Jose Luis Vazquez Martinez

Three trajectories of implementation of medications for opioid use disorder in primary care

Jose Luis Vazquez Martinez -

Source:

Kepner, W., Vest, N., Risner, E. et al. Three trajectories of implementation of medications for opioid use disorder in primary care. Addict Sci Clin Pract 20, 69 (2025). https://doi.org/10.1186/s13722-025-00600-y

 

Abstract

Background

The opioid epidemic has prompted nationwide efforts to expand access to medications for opioid use disorder (MOUD). Primary care settings have been identified as a critical access point for patients who may benefit from MOUD treatments.
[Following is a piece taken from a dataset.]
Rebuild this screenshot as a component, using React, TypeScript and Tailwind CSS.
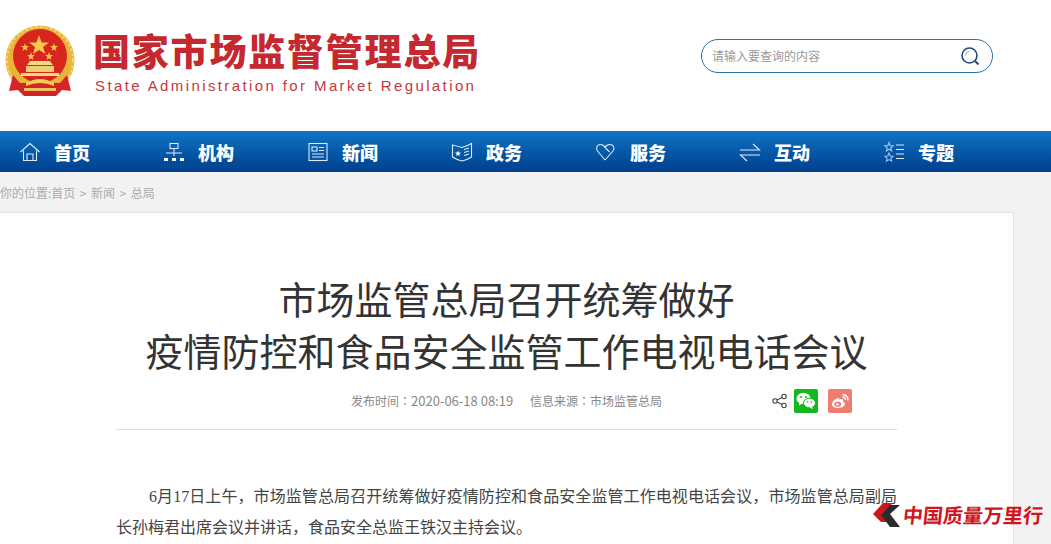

Despite implementation efforts, there is limited understanding of how MOUD practice capability in primary care settings evolves over time or what factors influence clinic-level implementation trajectories.

Methods

We conducted a longitudinal study of 95 primary care clinics in California from 2019 to 2024. MOUD practice capability was measured using the Integrating Medications for Addiction Treatment in Primary Care (IMAT-PC) index across three timepoints. Using latent class growth analysis, we analyzed implementation growth trajectories and examined their associations with clinic characteristics and MOUD implementation outcomes (e.g., patient reach and provider adoption).

Results

Three distinct implementation trajectory classes emerged: elevated improving (41.0%), moderate improving (47.4%), and low improving (11.6%). All clinics demonstrated improvements in MOUD practice capability over time. Elevated improving clinics primarily consisted of smaller clinics (< 15,000 patients) and achieved significantly higher number of patients receiving MOUD compared to moderate (p = 0.03) and low improving clinics (p = 0.04). Clinics serving medically underserved populations disproportionately represented the low improving class (p < 0.01). Increase in the number of providers prescribing MOUD did not differ significantly across trajectory classes.

Conclusions

Although all clinics increased MOUD capability, we found significant associations between implementation trajectory classes and changes in patients receiving MOUD over time in primary care-based MOUD programs. Implementation supports may be more effective and efficient if selected and delivered based upon clinic contextual factors, particularly in resource-constrained and underserved settings.